The results of this process determine what people consider normal. Often, this is driven by what people see their neighbors, friends, and co-workers doing. “If it’s the custom in your peer group to host dinner parties for a dozen people and your own dining room can accommodate only half that many, you’re likely to think your home is too small,” says Robert Frank, an economist at Cornell and the author of the forthcoming book Under the Influence: Putting Peer Pressure to Work.
So much of what people think is adequate depends on their context. Frank told me about his time volunteering with the Peace Corps in Nepal, when he lived in a house with two rooms, no plumbing, and no electricity. “There was never a moment during those two years when it felt inadequate in any way,” he said. “It was a completely satisfactory house in that context, but it wouldn’t have felt that way to live in a house like that here” in the U.S.”
Norms, though, can shift, and signs indicate that some Americans’ taste in homes is trending smaller. From 2003 to 2018, the median square footage that home buyers said they wanted dropped from 2,260 to 2,066, according to the National Association of Home Builders, a trade group. And The Wall Street Journal published an article earlier this year remarking on all the “elaborate dream homes across the Sunbelt,” originally built by now-older owners, that are failing to find new buyers.

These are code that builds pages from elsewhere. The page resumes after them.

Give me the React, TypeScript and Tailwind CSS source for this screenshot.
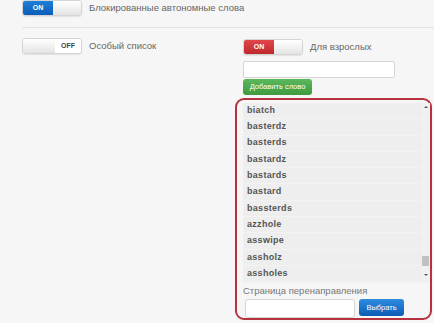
const WORDS = [
  'biatch',
  'basterdz',
  'basterds',
  'bastardz',
  'bastards',
  'bastard',
  'bassterds',
  'azzhole',
  'asswipe',
  'assholz',
  'assholes',
]

function Toggle({ on, color }: { on: boolean; color?: 'blue' | 'red' }) {
  const fill =
    color === 'red'
      ? 'bg-gradient-to-b from-[#e0464a] to-[#c0282c] text-white'
      : 'bg-gradient-to-b from-[#1f7fd8] to-[#0a5db8] text-white'
  const knob = 'bg-gradient-to-b from-[#ffffff] to-[#e4e4e4]'
  return (
    <div className="flex h-4 w-[60px] overflow-hidden rounded-[3px] border border-[#d4d4d4] text-[7px] font-bold shadow-[0_1px_1px_rgba(0,0,0,0.08)]">
      {on ? (
        <>
          <div className={`flex w-[30px] items-center justify-center ${fill}`}>ON</div>
          <div className={`flex-1 ${knob}`} />
        </>
      ) : (
        <>
          <div className={`w-[32px] ${knob}`} />
          <div className="flex flex-1 items-center justify-center bg-white text-[#444]">OFF</div>
        </>
      )}
    </div>
  )
}

export default function App() {
  return (
    <div
      className="h-[323px] w-[434px] overflow-hidden bg-[#f6f6f6] pl-[22px] text-[#666]"
      style={{ fontFamily: '"Liberation Sans", Arial, sans-serif' }}
    >
      {/* Top row */}
      <div className="flex h-4 items-center gap-[7px]">
        <Toggle on color="blue" />
        <span className="text-[9.5px]">Блокированные автономные слова</span>
      </div>

      <div className="mt-[11px] h-px bg-[#e3e3e3]" />

      <div className="mt-[10px] flex">
        {/* Left column */}
        <div className="flex h-4 w-[221px] items-center gap-[7px]">
          <Toggle on={false} />
          <span className="text-[9.5px]">Особый список</span>
        </div>

        {/* Right column */}
        <div className="flex flex-col">
          <div className="mt-px flex h-4 items-center gap-[7px]">
            <Toggle on color="red" />
            <span className="text-[9.5px]">Для взрослых</span>
          </div>

          <div className="mt-[6px] h-[17px] w-[152px] rounded-[2px] border border-[#d6d6d6] bg-white" />

          <button className="mt-px flex h-4 w-[69px] items-center justify-center rounded-[3px] bg-gradient-to-b from-[#5cb85c] to-[#3e9a3e] text-[7.5px] text-white">
            Добавить слово
          </button>

          {/* Red bordered panel */}
          <div className="ml-[-8px] mt-[3px] flex h-[222px] w-[197px] flex-col rounded-[9px] border-2 border-[#b5323f] pl-[6px]">
            <div className="relative mt-[3px] h-[180px] bg-[#eeeeee]">
              {WORDS.map(w => (
                <div
                  key={w}
                  className="flex h-[16.3px] items-center border-b border-[#f3f3f3] pl-[4px] text-[9px] font-bold tracking-[0.3px] text-[#555]"
                >
                  {w}
                </div>
              ))}
              {/* scrollbar */}
              <div className="absolute right-0 top-0 flex h-full w-[9px] flex-col items-center bg-[#f1f1f1]">
                <div className="mt-[3px] h-0 w-0 border-x-[2px] border-b-[2px] border-x-transparent border-b-[#555]" />
                <div className="mt-[148px] h-[10px] w-[7px] bg-[#c1c1c1]" />
                <div className="mt-[8px] h-0 w-0 border-x-[2px] border-t-[2px] border-x-transparent border-t-[#555]" />
              </div>
            </div>

            <div className="mt-px text-[9.5px] text-[#777]">Страница перенаправления</div>
            <div className="mt-px flex items-start gap-[4px] pl-[2px]">
              <div className="h-[19px] w-[110px] rounded-[3px] border border-[#d6d6d6] bg-white" />
              <button className="flex h-[17px] w-[45px] items-center justify-center rounded-[3px] bg-gradient-to-b from-[#2d8ce0] to-[#0b5cb5] text-[7.5px] text-white">
                Выбрать
              </button>
            </div>
          </div>
        </div>
      </div>
    </div>
  )
}
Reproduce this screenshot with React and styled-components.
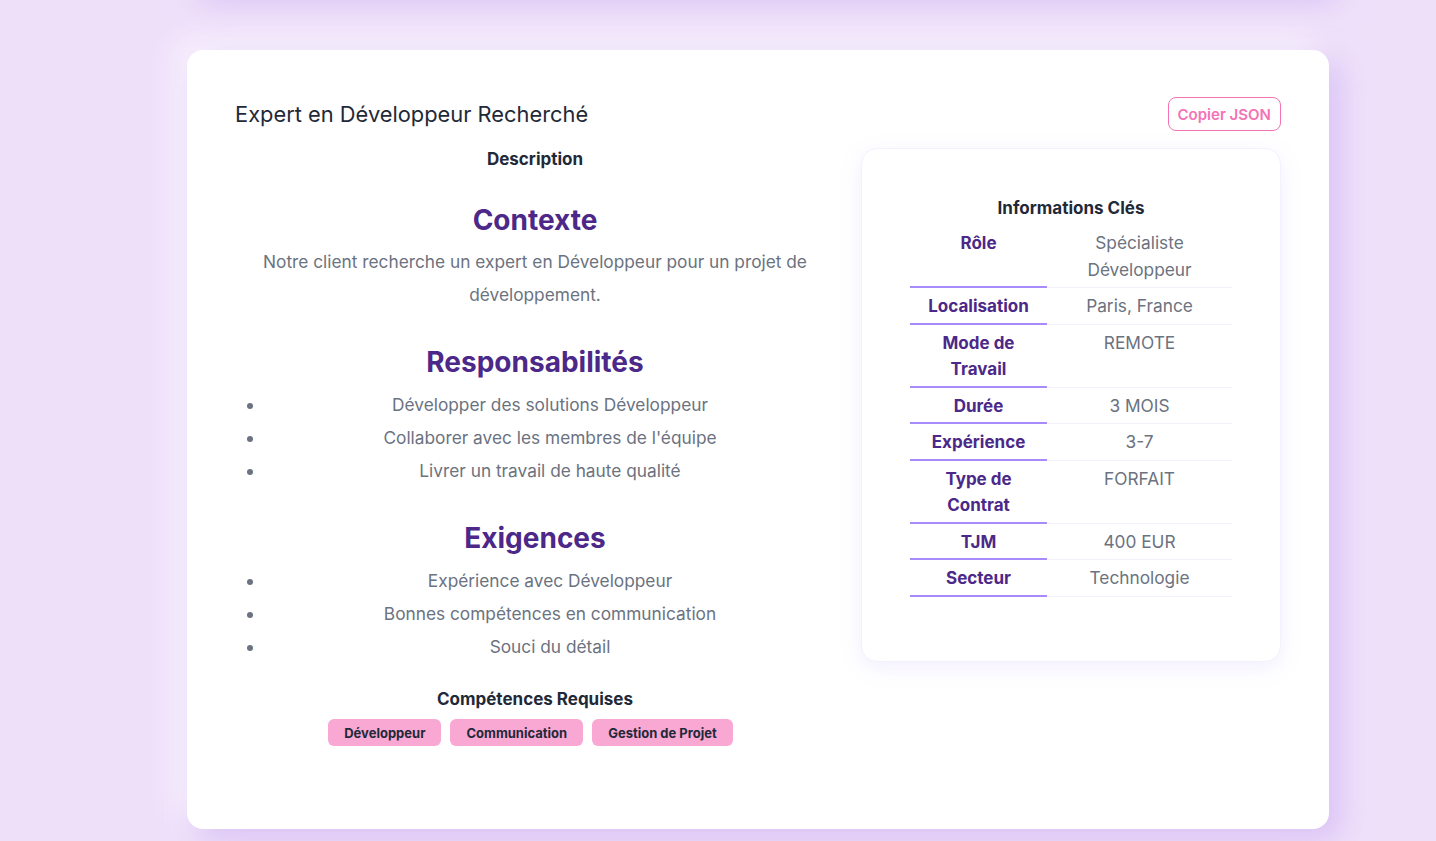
import React from 'react';
import styled, { createGlobalStyle } from 'styled-components';

const GlobalStyle = createGlobalStyle`
    html, body {
        margin: 0;
        padding: 0;
        background: #efe0fa;
    }

    body {
        font-family: Inter, "Noto Sans", sans-serif;
        color: #1f2937;
        overflow: hidden;
    }

    * {
        box-sizing: border-box;
    }
`;

const Page = styled.main`
    min-height: 100vh;
    padding-left: 80px;
    background: #efe0fa;
`;

const Feed = styled.div`
    max-width: 1142px;
    margin: -170px auto 0;
    display: flex;
    flex-direction: column;
    gap: 60px;
    padding-bottom: 60px;
`;

const Card = styled.article`
    background: #ffffff;
    border-radius: 16px;
    padding: 47px 48px 48px;
    box-shadow: 10px 10px 30px rgba(196, 164, 240, 0.55),
        -10px -10px 30px rgba(255, 255, 255, 0.75);
`;

const PreviousCard = styled(Card)`
    height: 160px;
    padding: 0;
`;

const Header = styled.header`
    display: flex;
    align-items: center;
    justify-content: space-between;
    margin-bottom: 17px;
`;

const Title = styled.h1`
    margin: 0;
    font-size: 21.85px;
    font-weight: 400;
    line-height: 34px;
    color: #1f2937;
`;

const CopyButton = styled.button`
    font-family: inherit;
    font-size: 15px;
    font-weight: 600;
    color: #f472b6;
    background: transparent;
    border: 1px solid #f472b6;
    border-radius: 8px;
    height: 34px;
    padding: 0 9px;
    cursor: pointer;
`;

const Columns = styled.div`
    display: grid;
    grid-template-columns: 1fr 420px;
    gap: 26px;
    align-items: start;
`;

const Description = styled.div`
    text-align: center;
    padding-bottom: 35px;
`;

const Label = styled.h3`
    margin: 0;
    font-size: 17px;
    font-weight: 700;
    line-height: 22px;
    color: #1f2937;
`;

const Section = styled.section`
    margin-top: ${p => p.$top || 34}px;
`;

const SectionTitle = styled.h2`
    margin: 0 0 9px;
    font-size: 28px;
    font-weight: 700;
    line-height: 34px;
    color: #4c2889;
`;

const Paragraph = styled.p`
    margin: -1px auto 1px;
    max-width: 570px;
    font-size: 17.3px;
    line-height: 33px;
    color: #6b7280;
`;

const List = styled.ul`
    margin: 0;
    padding-left: 30px;
    list-style: disc;
    color: #6b7280;

    li {
        font-size: 17.3px;
        line-height: 33px;
        text-align: center;
    }
`;

const Tags = styled.div`
    display: flex;
    justify-content: center;
    margin-top: 9px;
`;

const Tag = styled.span`
    display: inline-flex;
    align-items: center;
    height: 27px;
    padding: 0 16px;
    margin-right: 9px;
    border-radius: 6px;
    background: #f9a8d4;
    color: #1f2937;
    font-size: 13px;
    font-weight: 700;
`;

const InfoCard = styled.aside`
    background: #ffffff;
    border-radius: 16px;
    border: 1px solid #f5f0fe;
    padding: 48px 48px 64px;
    box-shadow: 0 6px 22px rgba(167, 139, 250, 0.14);
`;

const InfoTitle = styled(Label)`
    text-align: center;
    margin-bottom: 6px;
`;

const Table = styled.table`
    width: 100%;
    border-collapse: separate;
    border-spacing: 0;
    font-size: 17.3px;
    line-height: 26.5px;
`;

const KeyCell = styled.th`
    width: 137px;
    padding: 5px 6px 3px;
    vertical-align: top;
    font-size: 17px;
    font-weight: 700;
    color: #4c2889;
    text-align: center;
    border-bottom: 2px solid #a78bfa;
`;

const ValueCell = styled.td`
    padding: 5px 6px 4px;
    vertical-align: top;
    color: #6b7280;
    text-align: center;
    border-bottom: 1px solid #f3f0fb;
`;

const infos = [
    ['Rôle', 'Spécialiste Développeur'],
    ['Localisation', 'Paris, France'],
    ['Mode de Travail', 'REMOTE'],
    ['Durée', '3 MOIS'],
    ['Expérience', '3-7'],
    ['Type de Contrat', 'FORFAIT'],
    ['TJM', '400 EUR'],
    ['Secteur', 'Technologie'],
];

const responsabilites = [
    'Développer des solutions Développeur',
    "Collaborer avec les membres de l'équipe",
    'Livrer un travail de haute qualité',
];

const exigences = [
    'Expérience avec Développeur',
    'Bonnes compétences en communication',
    'Souci du détail',
];

const skills = ['Développeur', 'Communication', 'Gestion de Projet'];

const App = () => {
    return (
        <Page>
            <GlobalStyle />
            <Feed>
                <PreviousCard />
                <Card>
                    <Header>
                        <Title>Expert en Développeur Recherché</Title>
                        <CopyButton>Copier JSON</CopyButton>
                    </Header>
                    <Columns>
                        <Description>
                            <Label>Description</Label>

                            <Section $top={33}>
                                <SectionTitle>Contexte</SectionTitle>
                                <Paragraph>
                                    Notre client recherche un expert en Développeur pour un projet de développement.
                                </Paragraph>
                            </Section>

                            <Section>
                                <SectionTitle>Responsabilités</SectionTitle>
                                <List>
                                    {responsabilites.map(item => <li key={item}>{item}</li>)}
                                </List>
                            </Section>

                            <Section>
                                <SectionTitle>Exigences</SectionTitle>
                                <List>
                                    {exigences.map(item => <li key={item}>{item}</li>)}
                                </List>
                            </Section>

                            <Section $top={25}>
                                <Label>Compétences Requises</Label>
                                <Tags>
                                    {skills.map(skill => <Tag key={skill}>{skill}</Tag>)}
                                </Tags>
                            </Section>
                        </Description>

                        <InfoCard>
                            <InfoTitle>Informations Clés</InfoTitle>
                            <Table>
                                <tbody>
                                    {infos.map(([key, value]) => (
                                        <tr key={key}>
                                            <KeyCell>{key}</KeyCell>
                                            <ValueCell>{value}</ValueCell>
                                        </tr>
                                    ))}
                                </tbody>
                            </Table>
                        </InfoCard>
                    </Columns>
                </Card>
            </Feed>
        </Page>
    );
};

export default App;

This might have something to do with the growing share of American households that include only one or two people. But it also might be a matter of lifestyle for some people. “It’s a really expensive way to live,” Wagner says, “not only in having to travel to the city, having to travel to work, [but] having to travel 15 minutes to get a gallon of milk—all so you can have a really big house.” Maybe more Americans will start thinking this way, in which case, over time, the gap between American houses and those in other parts of the world would start to narrow. In the meantime, as those other parts of the world continue to get richer, maybe they’ll do their part to narrow the gap themselves.